In short, if you have to work for a living, no matter to what degree, you are in fact a worker. But not all workers are proletarians, until they become wholly dependent on selling their labor power to survive.
Damuri, I was not specifically crafting that definition of fascism to describe the teabaggers; I was actually summarizing some of Trotsky’s arguments from the essay What is National Socialism? I don’t think it at all accidental that the description fits.
I do not simplify, but I do not write or claim to have written everything, either.
I do not agree at all with the idea that Communism was rationalist. It claimed to be so, but I consider very much that it was a product of Romanticism. But that is because I consider the entire rationalist movement to have effectively died and been absorbed in weird ways into romantic thought. The Communists may have been less poetic and more in tune with precision machinery and modernist styles, but they were otherwise very Romantic and avoided its actual fact whereever possible. They were obsessed with symbols and mythmaking, falsifying hisory, and paying homage to the Will to Power in ideology if not in name.
Honestly, while they claimed to be scientific, the plain fact is that the Communists are about as close to Rationalism as a rotting twinkie. Likewise, I agre the French Revolutionaries pretended to be Rationalists. But they were deeply Romantic in effect. No Rationalist would ever dedicate it as a Temple to Reason.
Which is precisely what you opened with.
If you are really incapable of seeing that a band of citizens, not gathering to take power or assault minorities, but angry about bad governance and dedicated to reform of corruption and waste, is not Fascist, then as I said, you are the sick one.
Aside from Malthus’ excellent point that Nazism isn’t an ideology that fits on the left/right spectrum (and often expressly disclaimed it), this is the thing I agree with most in this thread.
I’m assuming you’re still talking about the Tea Baggers. And you may be right. Though the general anti-Muslim emotions are worrying to me. But then, I’m Dutch and, per capita, we have shit-loads more Muslims.
Speaking of Dutch politics: I’m not nearly as sure that Geert Wilders’ “movement” isn’t pretty close to fascist:
hard to position in the left/right spectrum: check
blaming minorities for the big problems: check
voter base in the working class/populism: check
mythical invoking of the “glorious past” (“judeo-chrisitian culture” and all that): check
economically capitalistic/anti-socialist: check (when it suits Wilders)
anti-democratic: check (Wilders’ party has only one member: guess who that is).
anti-internationalism: check
Really the only thing that’s clearly missing is a strong belief in an industrial/technological future. Wilders may be too much of a pessimist.

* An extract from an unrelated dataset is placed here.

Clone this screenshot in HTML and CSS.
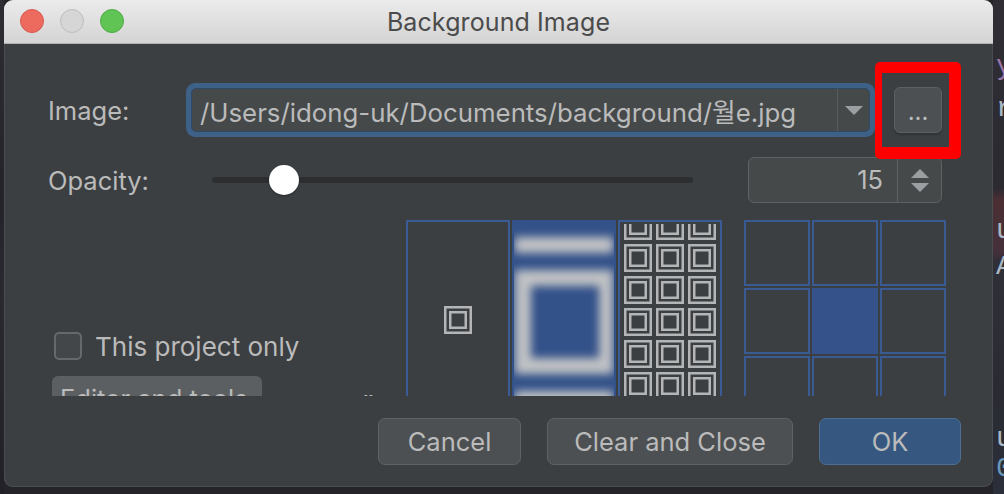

The above mentioned “the beauty of our economic plan is that we don’t have one” or some such is very evident with Wilders, even if he isn’t as blatant about it.
Really? Who were the majority of voters for Hitler and Mussolini?
ETA: As far as I can see, the strategy was more or less to find some kind of platform that would entice a significant portion of the working class, while still keeping the “ruling elite” happy. Also, AFAIK, democracy as we know it was pretty new at that time. Dutch politics at least shifted a lot when every man (and I do mean “man”) was allowed the vote.
For Hitler - lower middle and middle class people, who suffered disproportionately from the inflation. The combined SPD/KPD vote did not drop significantly as the Nazi vote rose, suggesting the Nazis pulled their votes from elsewhere, in particular by the cannibalization of the Nationalist and Conservative parties.
Was there working class support for the Nazis? Yes. But that support wasn’t the mainstay of the party. The divisions of course get blended during the recession, but the fact of being unemployed and poor doesn’t necessarily make someone working class.
Don’t forget the Christian & Catholic parties. Those are still the largest block in German politics even today, and they were fairly marginal in the 1930s elections (with the Catholics as the largest religious party getting 11% of the votes, compared to 25% for the largest party: the social democrats).
True, but the Center Party survived, and in fact lost very few votes until it was banned. It did manage to vote for the Enabling Act, though, so it should probably be defined as suicide rather than death at the hands of the Nazis.